Israel: Jewish and Democratic

by | Jan 24, 2014 | Other News

Gil Troy

This is one of five op-eds that appeared in The Times of Israel (and now, Jewish News). It is reprinted with permission. Gil Troy is part of the Community Relations Council’s Israel Today Forum. 

Even nations need recognition, right?

We exist in the world as individual human beings without the need for any special acknowledgement. Yet if we want to participate as lawyers, doctors, teachers, etc., society requires that we fulfill certain academic/ professional criteria in order to receive a license or certification.

The same is true with groups that have distinct languages, cultures, religions and shared historical experiences. Not all groups achieve official statehood recognition from the international community. But the Jewish people have received such recognition in multiple ways over a long period of time.

Zionism, the movement of Jewish nationalism, began in its modern form in the 19th century, as the very idea of nationalism began to spread throughout Europe. In the 20th century, international proclamations and commissions validated this movement. The Balfour Declaration of 1917, which called for “establishment in Palestine of a national home for the Jewish people,” was endorsed by the U.S. Congress in 1922 and formally adopted by the Council of the League of Nations in July 1922 that established the British Mandate for Palestine. The Mandate’s preamble recognized the “historical connection of the Jewish people with Palestine” and the “grounds for reconstituting their national home in that country.”

Any ideas of creating a bi-national, Jewish-Arab state in Palestine were quickly discarded as the local Palestinian community reacted violently to the Mandate. Great Britain convened the Peel Commission in 1936 following a particularly severe outbreak of Arab violence. The Commission issued a report the following year, which argued that the best arrangement in Mandatory Palestine would be partition leading to creation of a “Jewish State.”

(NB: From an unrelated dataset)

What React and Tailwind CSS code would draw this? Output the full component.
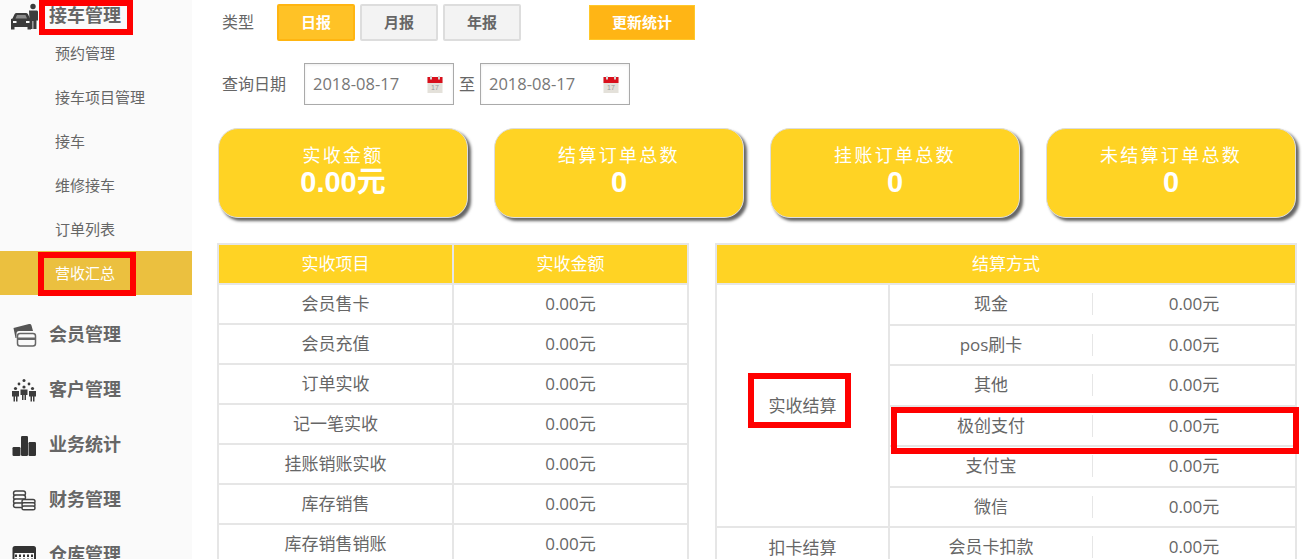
const cjk = { fontFamily: '"Open Sans", "Noto Sans CJK SC", sans-serif' };

const CarIcon = () => (
  <svg width="28" height="28" viewBox="0 0 28 28" fill="#3c3c3c">
    <circle cx="23" cy="4.500" r="2.700" />
    <path d="M19 8.500h8q1 0 1 1.500v8.500h-1.500V27h-3.200v-8h-.8v8h-3v-9z" />
    <path d="M1 17l1.500-.5 2-4.300Q5.200 11 6.500 11h9.500q1.300 0 2 1.200l2 4.300 1 .5v10.500h-3.500V25H4.500v2.500H1z" />
    <path d="M5.500 16.500l1.500-3.500h8.500l1.500 3.500z" fill="#8a8a8a" />
    <rect x="3" y="19" width="3.500" height="2" fill="#fafafa" />
    <rect x="16" y="19" width="3.500" height="2" fill="#fafafa" />
  </svg>
);

const CardIcon = () => (
  <svg width="26" height="26" viewBox="0 0 26 26">
    <path d="M1.500 6 17 2q2-.4 2.500 1.400L21 9H7q-2.500 0-2.500 2.500V16H3.500z" fill="#555" />
    <rect x="5.500" y="11.500" width="18" height="12.500" rx="2.500" fill="#fafafa" stroke="#666" strokeWidth="1.500" />
    <rect x="6" y="15.500" width="17" height="2.500" fill="#666" />
  </svg>
);

const PeopleIcon = () => (
  <svg width="26" height="26" viewBox="0 0 26 26" fill="#3c3c3c">
    <circle cx="12" cy="3.500" r="1.500" />
    <circle cx="7" cy="7" r="1.400" />
    <circle cx="17" cy="7" r="1.400" />
    {[3.500, 12, 20.500].map((x) => (
      <g key={x}>
        <circle cx={x} cy={x === 12 ? 10 : 11.500} r="1.600" />
        <path d={`M${x - 3.500} ${x === 12 ? 12.500 : 14}h7v5.500h-1.500v5h-1.500v-5h-1v5h-1.500v-5H${x - 3.500}z`} />
      </g>
    ))}
  </svg>
);

const BarsIcon = () => (
  <svg width="26" height="26" viewBox="0 0 26 26" fill="#333">
    <rect x="0.500" y="15" width="8" height="9" rx="1.200" />
    <rect x="9" y="4" width="7" height="20" rx="1.200" />
    <rect x="16.500" y="10" width="7.500" height="14" rx="1.200" />
  </svg>
);

const CoinsIcon = () => (
  <svg width="26" height="26" viewBox="0 0 26 26" fill="#fafafa" stroke="#444" strokeWidth="1.400">
    <rect x="1.500" y="4" width="12" height="4.500" rx="2.200" />
    <rect x="1.500" y="8" width="12" height="4.500" rx="2.200" />
    <rect x="1.500" y="12" width="12" height="4.500" rx="2.200" />
    <rect x="1.500" y="16" width="12" height="4.500" rx="2.200" />
    <rect x="10" y="12.500" width="13" height="3.800" rx="1.900" />
    <rect x="10" y="15.800" width="13" height="3.800" rx="1.900" />
    <rect x="10" y="19" width="13" height="3.800" rx="1.900" />
  </svg>
);

const GridIcon = () => (
  <svg width="26" height="26" viewBox="0 0 26 26">
    <rect x="0.500" y="4" width="23.500" height="22" rx="2.500" fill="#333" />
    <rect x="2.500" y="11" width="19.500" height="13" fill="#fafafa" />
    {[4, 8, 12, 16, 20].map((x) =>
      [12.500, 16.500, 20.500].map((y) => <rect key={`${x}-${y}`} x={x - 1} y={y} width="2" height="2.500" fill="#333" />)
    )}
  </svg>
);

const CalendarIcon = () => (
  <svg width="16" height="17" viewBox="0 0 16 17" className="shrink-0">
    <rect x="0.500" y="1" width="15" height="16" fill="#e4e1da" />
    <rect x="0.500" y="1" width="15" height="6" fill="#d9101c" />
    <rect x="3" y="0" width="2" height="3.500" fill="#d8d8d8" />
    <rect x="11" y="0" width="2" height="3.500" fill="#d8d8d8" />
    <text x="4" y="14" fontSize="7" fill="#9a9a9a" fontFamily="Liberation Sans">17</text>
  </svg>
);

const subItems = ['预约管理', '接车项目管理', '接车', '维修接车', '订单列表', '营收汇总'];
const groups = [
  ['会员管理', CardIcon],
  ['客户管理', PeopleIcon],
  ['业务统计', BarsIcon],
  ['财务管理', CoinsIcon],
  ['仓库管理', GridIcon],
];

const stats = [
  ['实收金额', '0.00元'],
  ['结算订单总数', '0'],
  ['挂账订单总数', '0'],
  ['未结算订单总数', '0'],
];

const leftRows = ['会员售卡', '会员充值', '订单实收', '记一笔实收', '挂账销账实收', '库存销售', '库存销售销账'];
const rightRows = ['现金', 'pos刷卡', '其他', '极创支付', '支付宝', '微信'];

const Sidebar = () => (
  <aside className="w-[192px] shrink-0 bg-[#fafafa] h-[559px] overflow-hidden">
    <div className="flex items-center h-[31px] pl-[10px] text-[18px] font-bold text-[#666]">
      <span className="w-[39px] flex"><CarIcon /></span>
      接车管理
    </div>
    {subItems.map((item) => (
      <div
        key={item}
        className={`h-[44px] flex items-center pl-[55px] text-[15px] ${item === '营收汇总' ? 'bg-[#ebc03f] text-white' : 'text-[#666]'}`}
      >
        {item}
      </div>
    ))}
    <div className="mt-[12px]">
      {groups.map(([name, Icon]) => (
        <div key={name} className="flex items-center h-[55px] pl-[12px] text-[18px] font-bold text-[#666]">
          <span className="w-[37px] flex"><Icon /></span>
          {name}
        </div>
      ))}
    </div>
  </aside>
);

const DateInput = () => (
  <div className="w-[150px] h-[42px] border border-[#aaa] flex items-center justify-between pl-[8px] pr-[10px] text-[16.500px] text-[#777] bg-white shadow-[inset_0_1px_3px_rgba(0,0,0,0.08)]">
    2018-08-17
    <CalendarIcon />
  </div>
);

const Toolbar = () => (
  <>
    <div className="flex items-center h-[37px] ml-[4px] text-[#666]">
      <span className="w-[55px] text-[16px] -mt-[2px]">类型</span>
      <div className="flex gap-[5px]">
        <button className="w-[78px] h-[37px] rounded-[2px] border-2 border-[#ffb511] bg-[#ffc226] text-white text-[15px] font-bold">日报</button>
        <button className="w-[78px] h-[37px] rounded-[2px] border-2 border-[#ddd] bg-[#f3f3f3] text-[#666] text-[15px] font-bold">月报</button>
        <button className="w-[78px] h-[37px] rounded-[2px] border-2 border-[#ddd] bg-[#f3f3f3] text-[#666] text-[15px] font-bold">年报</button>
      </div>
      <button className="ml-[68px] w-[106px] h-[35px] border border-[#ffc82a] bg-[#ffb515] text-white text-[15px] font-bold">更新统计</button>
    </div>
    <div className="flex items-center mt-[22px] ml-[4px] text-[16px] text-[#666]">
      <span className="w-[82px]">查询日期</span>
      <DateInput />
      <span className="w-[26px] text-center">至</span>
      <DateInput />
    </div>
  </>
);

const StatCards = () => (
  <div className="flex gap-[26px] mt-[23px]">
    {stats.map(([label, value]) => (
      <div
        key={label}
        className="w-[250px] h-[90px] rounded-[20px] border border-[#ddd] bg-[#ffd324] text-white flex flex-col items-center pt-[14px] shadow-[3px_3px_3px_#666]"
      >
        <div className="text-[18px] leading-[24px] tracking-[2.300px]">{label}</div>
        <div className="text-[29px] leading-[30px] font-bold" style={{ fontFamily: '"Liberation Sans", "Noto Sans CJK SC", sans-serif' }}>{value}</div>
      </div>
    ))}
  </div>
);

const LeftTable = () => (
  <table className="w-[472px] table-fixed border-collapse text-[17px] text-[#666] text-center">
    <thead>
      <tr className="h-[40px] bg-[#ffd324] text-white">
        <th className="border-2 border-[#e6e6e6] font-normal w-[235px]">实收项目</th>
        <th className="border-2 border-[#e6e6e6] font-normal">实收金额</th>
      </tr>
    </thead>
    <tbody>
      {leftRows.map((name) => (
        <tr key={name} className="h-[40px]">
          <td className="border-2 border-[#e6e6e6]">{name}</td>
          <td className="border-2 border-[#e6e6e6]">0.00元</td>
        </tr>
      ))}
    </tbody>
  </table>
);

const PayCell = ({ name }) => (
  <td className="border-2 border-[#e6e6e6]">
    <div className="flex items-center">
      <span className="w-[203px] h-[22px] leading-[22px] border-r border-[#e6e6e6]">{name}</span>
      <span className="flex-1 h-[22px] leading-[22px]">0.00元</span>
    </div>
  </td>
);

const RightTable = () => (
  <table className="w-[582px] table-fixed border-collapse text-[17px] text-[#666] text-center">
    <colgroup>
      <col className="w-[173px]" />
      <col />
    </colgroup>
    <thead>
      <tr className="h-[40px] bg-[#ffd324] text-white">
        <th colSpan={2} className="border-2 border-[#e6e6e6] font-normal">结算方式</th>
      </tr>
    </thead>
    <tbody>
      {rightRows.map((name, i) => (
        <tr key={name} className="h-[40.500px]">
          {i === 0 && <td rowSpan={6} className="border-2 border-[#e6e6e6]">实收结算</td>}
          <PayCell name={name} />
        </tr>
      ))}
      <tr className="h-[40.500px]">
        <td className="border-2 border-[#e6e6e6]">扣卡结算</td>
        <PayCell name="会员卡扣款" />
      </tr>
    </tbody>
  </table>
);

// the red rectangles someone drew over the screenshot
const marks = [
  'left-[39px] top-0 w-[94px] h-[35px]',
  'left-[38px] top-[252px] w-[98px] h-[44px]',
  'left-[748px] top-[373px] w-[103px] h-[55px]',
  'left-[891px] top-[407px] w-[408px] h-[47px]',
];

const App = () => (
  <div className="relative flex w-[1312px] h-[559px] overflow-hidden bg-white" style={cjk}>
    <Sidebar />
    <main className="flex-1 pl-[26px] pt-[4px]">
      <Toolbar />
      <StatCards />
      <div className="flex items-start gap-[26px] mt-[25px] -ml-[1px]">
        <LeftTable />
        <RightTable />
      </div>
    </main>
    {marks.map((m) => (
      <div key={m} className={`absolute border-[6px] border-[#ff0000] ${m}`} />
    ))}
  </div>
);

export default App;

The concept of one democratic, bi-national state for Jews and Palestinians continues to hold appeal in some quarters. But Jews and Palestinians represent such fundamentally different national groupings, with distinctive languages, cultures, religious traditions and historical narratives that trying to meld them into a cohesive state would be a prescription for endless strife. The leadership of both peoples recognize—as the international community understood even during the days of the British Mandate — separation is by far the preferred course of action. Indeed, the United Nations Special Committee on Palestine (UNSCOP), whose report formed the basis of the later UN partition resolution, explained that, “Only by means of partition can these conflicting national aspirations find substantial expression and qualify both peoples to take their places as independent nations in the international community and in the United Nations.”

As a result, the UN General Assembly in 1947, by a vote of 33-13 (10 abstentions), adopted Resolution 181 that called for the creation of a Jewish and an Arab state in Mandatory Palestine. Thus, the UN extended its formal imprimatur to the notion of a Jewish state, something it has not done with other states. Israel’s formal application for membership in the UN, as submitted to the Security Council, referred to “the natural and historic right of the Jewish people to independence in its own sovereign state.”

U.S. administrations and Congresses down through the years consistently supported the concept of Jewish statehood. In his landmark speech in Jerusalem in March, 2013, President Obama declared, “for the Jewish people, the journey to the promise of the state of Israel wound through countless generations. It involves centuries of suffering and exile, prejudice and pogroms and even genocide. Through it all, the Jewish people sustained their unique identity and traditions, as well as a longing to return home. And while Jews achieved extraordinary success in many parts of the world, the dream of true freedom finally found its full expression in the Zionist idea—to be a free people in your homeland.… Meanwhile, Palestinians must recognize that Israel will be a Jewish state and that Israelis have the right to insist upon their security.”

Peace agreements have been reached between Israel and two of its Arab neighbors— Egypt and Jordan—and the Oslo Accords of 1993 provide a framework for resolving the Israeli-Palestinian conflict. The wider Arab world has expressed an interest in normalizing relations with Israel contingent on an Israeli-Palestinian peace agreement. Yet many extremist elements remain, refusing to recognize the legitimacy of Jewish national self-determination in the state of Israel, arguing erroneously that Jews are foreign interlopers undertaking a classic European colonial strategy and displacing the native population.

The extremists’ refusal, which makes the task of achieving peace much more difficult, is ironic in light of the Arab world’s insistence on recognition for Palestinian national rights. Again, mutual respect and recognition should be our standard.